Minnesota Flyer - Serving Midwest Aviation Since 1960

By Ray Pittman
Minnesota Flyer 

Collectible Show a can't miss

 

Kenneth Warras

The annual Twin Cities Airline Collectible Show was held October 12th at the Best Western Plus in Bloomington, Minnesota.

For those of you who like to go and look at old airline photos and artifacts from days gone by, and listen to stories from mostly retired crew members, this is the place to go. There is always a treasure trove of photos, aircraft models, uniforms, old tickets, flight schedules, and all sorts of memorabilia from different airlines, many of which were based here at Minneapolis/St. Paul Airport.

As you walk around at the event, you will hear stories being told from retired pilots, navigator's and flight attendants (I believe they used to be referred to as "stewardesses") about different things that had happened to them during their working careers. Some stories make you laugh, some pull on your heart strings, and then there are some that make you realize that their jobs weren't always as glamorous as you might think.

Attending this years event, and telling their stories, were two very significant and historic Northwest flight crews. The first being Northwest flight #714, which was a Boeing 727, "N475US". It entered the history books July 1st, 1968 as being the first Northwest B727 ever to be hijacked. Kenneth J. Warras, was the Second Officer on this flight, Kenneth retired from NWA in 1997, and now lives in Jordan, Minnesota. The other member of that flight crew who spoke was Beth Burt, a stewardess also from the Twin City area.

Together they gave their very interesting account of the hijacking, at gun point, which eventually ended up in Cuba, where they were detained, and the aircraft was boarded by Cuban military personal. The hijacker was removed from the aircraft along with one Cuban national and several U.S. military personal. They were kept separate from the rest of the passengers. The remaining passengers and crew were taken to a large room in the terminal and were asked if they wanted beer to drink. Captain Warras politely declined the offer.
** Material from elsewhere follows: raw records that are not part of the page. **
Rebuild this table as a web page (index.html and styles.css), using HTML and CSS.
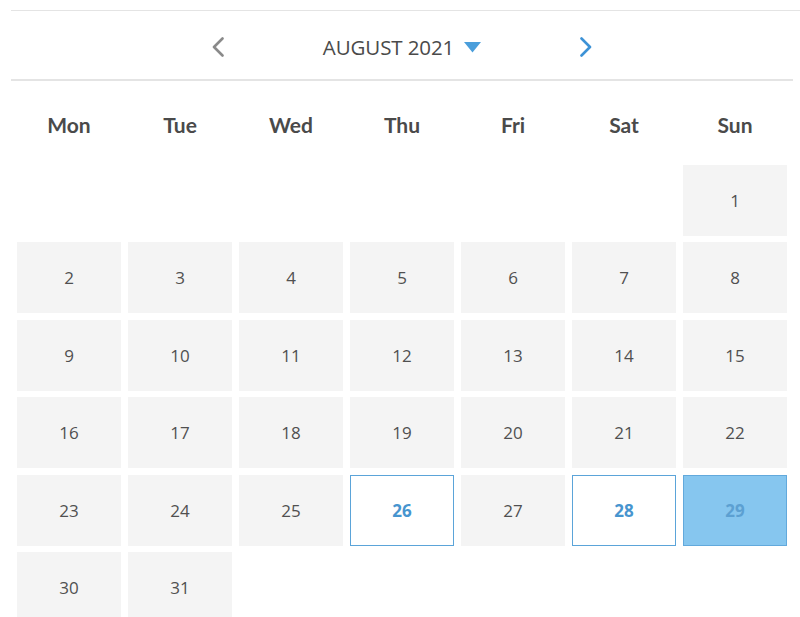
FILE: index.html
```html
<!DOCTYPE html>
<html>
<head>
<meta charset="utf-8">
<link rel="stylesheet" href="styles.css">
</head>
<body>
<div class="cal">
  <div class="rule rule-top"></div>
  <div class="nav">
    <span class="chev chev-prev">
      <svg width="14" height="20" viewBox="0 0 14 20"><path d="M11.5 1.5 L3 10 L11.5 18.5" fill="none" stroke="#8a8a8a" stroke-width="2.6" stroke-linecap="round" stroke-linejoin="round"/></svg>
    </span>
    <span class="title">AUGUST 2021
      <svg class="caret" width="17" height="11" viewBox="0 0 17 11"><path d="M0 0 H17 L8.5 10.5 Z" fill="#4a9edb"/></svg>
    </span>
    <span class="chev chev-next">
      <svg width="14" height="20" viewBox="0 0 14 20"><path d="M2.5 1.5 L11 10 L2.5 18.5" fill="none" stroke="#3d92d6" stroke-width="2.6" stroke-linecap="round" stroke-linejoin="round"/></svg>
    </span>
  </div>
  <div class="rule rule-bottom"></div>
  <div class="weekdays">
    <div>Mon</div><div>Tue</div><div>Wed</div><div>Thu</div><div>Fri</div><div>Sat</div><div>Sun</div>
  </div>
  <div class="grid">
    <div class="blank"></div><div class="blank"></div><div class="blank"></div><div class="blank"></div><div class="blank"></div><div class="blank"></div>
    <div class="day">1</div>
    <div class="day">2</div><div class="day">3</div><div class="day">4</div><div class="day">5</div><div class="day">6</div><div class="day">7</div><div class="day">8</div>
    <div class="day">9</div><div class="day">10</div><div class="day">11</div><div class="day">12</div><div class="day">13</div><div class="day">14</div><div class="day">15</div>
    <div class="day">16</div><div class="day">17</div><div class="day">18</div><div class="day">19</div><div class="day">20</div><div class="day">21</div><div class="day">22</div>
    <div class="day">23</div><div class="day">24</div><div class="day">25</div><div class="day marked">26</div><div class="day">27</div><div class="day marked">28</div><div class="day selected">29</div>
    <div class="day">30</div><div class="day">31</div>
  </div>
</div>
</body>
</html>
```
FILE: styles.css
```css
html, body {
  margin: 0;
  padding: 0;
  background: #ffffff;
  overflow: hidden;
}
body {
  font-family: "Open Sans", "Liberation Sans", sans-serif;
  color: #4d4d4d;
}
.cal {
  width: 800px;
  height: 617px;
  overflow: hidden;
  padding-top: 10px;
  box-sizing: border-box;
}
.rule {
  height: 1px;
  background: #e4e4e4;
}
.rule-top {
  margin-left: 11px;
}
.rule-bottom {
  margin: 0 7px 0 11px;
  height: 2px;
  background: #e4e4e4;
}
.nav {
  height: 68px;
  padding-left: 11px;
  padding-right: 7px;
  display: flex;
  align-items: center;
  justify-content: center;
  gap: 98px;
  padding-top: 3px;
  box-sizing: border-box;
}
.chev {
  display: flex;
  width: 14px;
  height: 20px;
}
.title {
  font-size: 20.5px;
  color: #4a4a4a;
  letter-spacing: -0.1px;
  display: flex;
  align-items: center;
  gap: 10px;
  line-height: 1;
  padding-top: 1px;
}
.weekdays {
  margin-left: 17px;
  width: 770px;
  display: grid;
  grid-template-columns: repeat(7, 1fr);
  column-gap: 7px;
  height: 84px;
  padding-top: 3px;
  box-sizing: border-box;
  align-items: center;
}
.weekdays div {
  text-align: center;
  font-family: "Lato", "Open Sans", sans-serif;
  font-weight: 700;
  font-size: 21px;
  color: #4a4a4a;
}
.grid {
  margin-left: 17px;
  width: 770px;
  display: grid;
  grid-template-columns: repeat(7, 1fr);
  column-gap: 7px;
  row-gap: 6.4px;
  grid-auto-rows: 71px;
}
.day {
  background: #f4f4f4;
  display: flex;
  align-items: center;
  justify-content: center;
  font-size: 17px;
  color: #505050;
  box-sizing: border-box;
}
.day.marked {
  background: #ffffff;
  border: 1.5px solid #5ba4d9;
  color: #4795cf;
  font-weight: 700;
}
.day.selected {
  background: #86c6ef;
  border: 1.5px solid #62a9dc;
  color: #5ca0d2;
  font-weight: 700;
}
```
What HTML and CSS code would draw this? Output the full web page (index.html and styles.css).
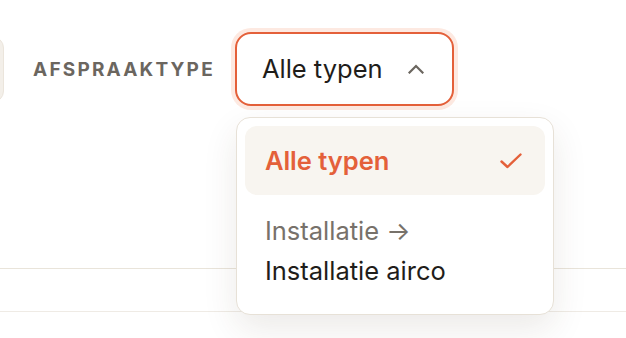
FILE: index.html
```html
<!DOCTYPE html>
<html lang="nl">
<head>
<meta charset="utf-8">
<link rel="stylesheet" href="styles.css">
</head>
<body>
<div class="toolbar">
  <div class="prev-control"></div>
  <span class="label">AFSPRAAKTYPE</span>
  <div class="select-wrap">
    <button class="select" type="button">
      <span class="select-text">Alle typen</span>
      <svg class="chevron" width="16" height="10" viewBox="0 0 16 10" fill="none"><path d="M1.5 8.5 L8 2 L14.5 8.5" stroke="#6b665f" stroke-width="2.2" stroke-linecap="square"/></svg>
    </button>
    <div class="menu">
      <div class="option selected">
        <span>Alle typen</span>
        <svg width="22" height="16" viewBox="0 0 22 16" fill="none"><path d="M1.5 8.5 L7.5 14 L20.5 1.5" stroke="#e4603a" stroke-width="2.4" stroke-linecap="round" stroke-linejoin="round"/></svg>
      </div>
      <div class="group">
        <div class="group-title">Installatie →</div>
        <div class="option">Installatie airco</div>
      </div>
    </div>
  </div>
</div>
<div class="rows">
  <div class="row"></div>
  <div class="row light"></div>
</div>
</body>
</html>
```
FILE: styles.css
```css
* { box-sizing: border-box; }
html, body { margin: 0; padding: 0; background: #ffffff; }
body {
  font-family: Inter, "Noto Sans", sans-serif;
  color: #1f1d1a;
  width: 626px;
  height: 338px;
  overflow: hidden;
}
.toolbar {
  display: flex;
  align-items: center;
  margin-top: 32px;
  margin-left: -196px;
}
.prev-control {
  width: 200px;
  height: 67px;
  background: #f3efe9;
  border: 1px solid #ebe5dc;
  border-radius: 12px;
  flex: none;
}
.label {
  margin-left: 29px;
  font-size: 19px;
  font-weight: 700;
  letter-spacing: 2.2px;
  color: #6b665f;
}
.select-wrap {
  position: relative;
  margin-left: 20px;
}
.select {
  display: flex;
  align-items: center;
  width: 219px;
  height: 74px;
  padding: 0 28px 0 25px;
  background: #ffffff;
  border: 2px solid #e4603a;
  border-radius: 16px;
  box-shadow: 0 0 0 4px #fde9e1;
  font-family: inherit;
  font-size: 25.5px;
  color: #1f1d1a;
  line-height: 40px;
}
.select-text { flex: 1; text-align: left; }
.chevron { flex: none; }
.menu {
  position: absolute;
  top: 85px;
  left: 1px;
  width: 318px;
  height: 198px;
  padding: 8px;
  background: #ffffff;
  border: 1px solid #e7e1d7;
  border-radius: 14px;
  box-shadow: 0 14px 34px rgba(70, 50, 30, 0.10);
  z-index: 2;
}
.option {
  font-size: 25.5px;
  line-height: 40px;
  padding: 0 20px;
}
.option.selected {
  display: flex;
  align-items: center;
  justify-content: space-between;
  height: 69px;
  padding: 0 23px 0 20px;
  background: #f8f5f0;
  border-radius: 12px;
  color: #e4603a;
  font-weight: 600;
}
.group { padding: 16px 0 15px; }
.group-title {
  font-size: 25.5px;
  line-height: 40px;
  padding: 0 20px;
  color: #77716a;
}
.rows { margin-top: 162px; }
.row {
  height: 43px;
  border-top: 1px solid #e9e4da;
}
.row.light { border-top-color: #efebe5; }
```
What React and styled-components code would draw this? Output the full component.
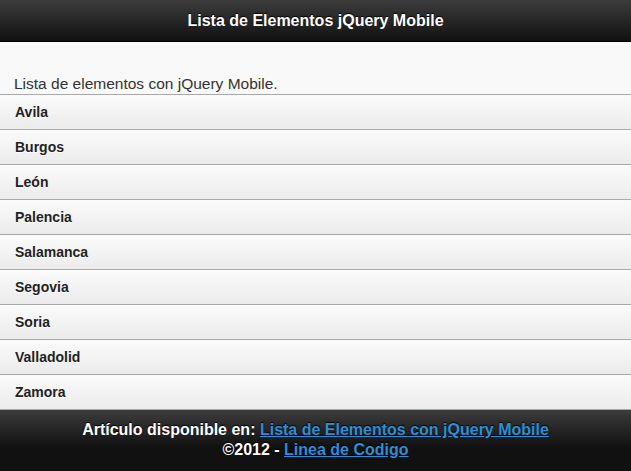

They were all given a piece of "steak" which they found out later was horse meat. Eventually they were all released but could not return home on the same aircraft because of "safety issues." The aircraft that was hijacked was not equipped for flights over large bodies of water, so was not permitted to carry any passengers on the return trip. The passengers were taken to another airport, two and a half hours away by bus, loaded on another aircraft and flown back to the U.S. Captain Warras and Beth Burt flew back on the hijacked aircraft. No one ever heard what became of the hijacker, imagine that!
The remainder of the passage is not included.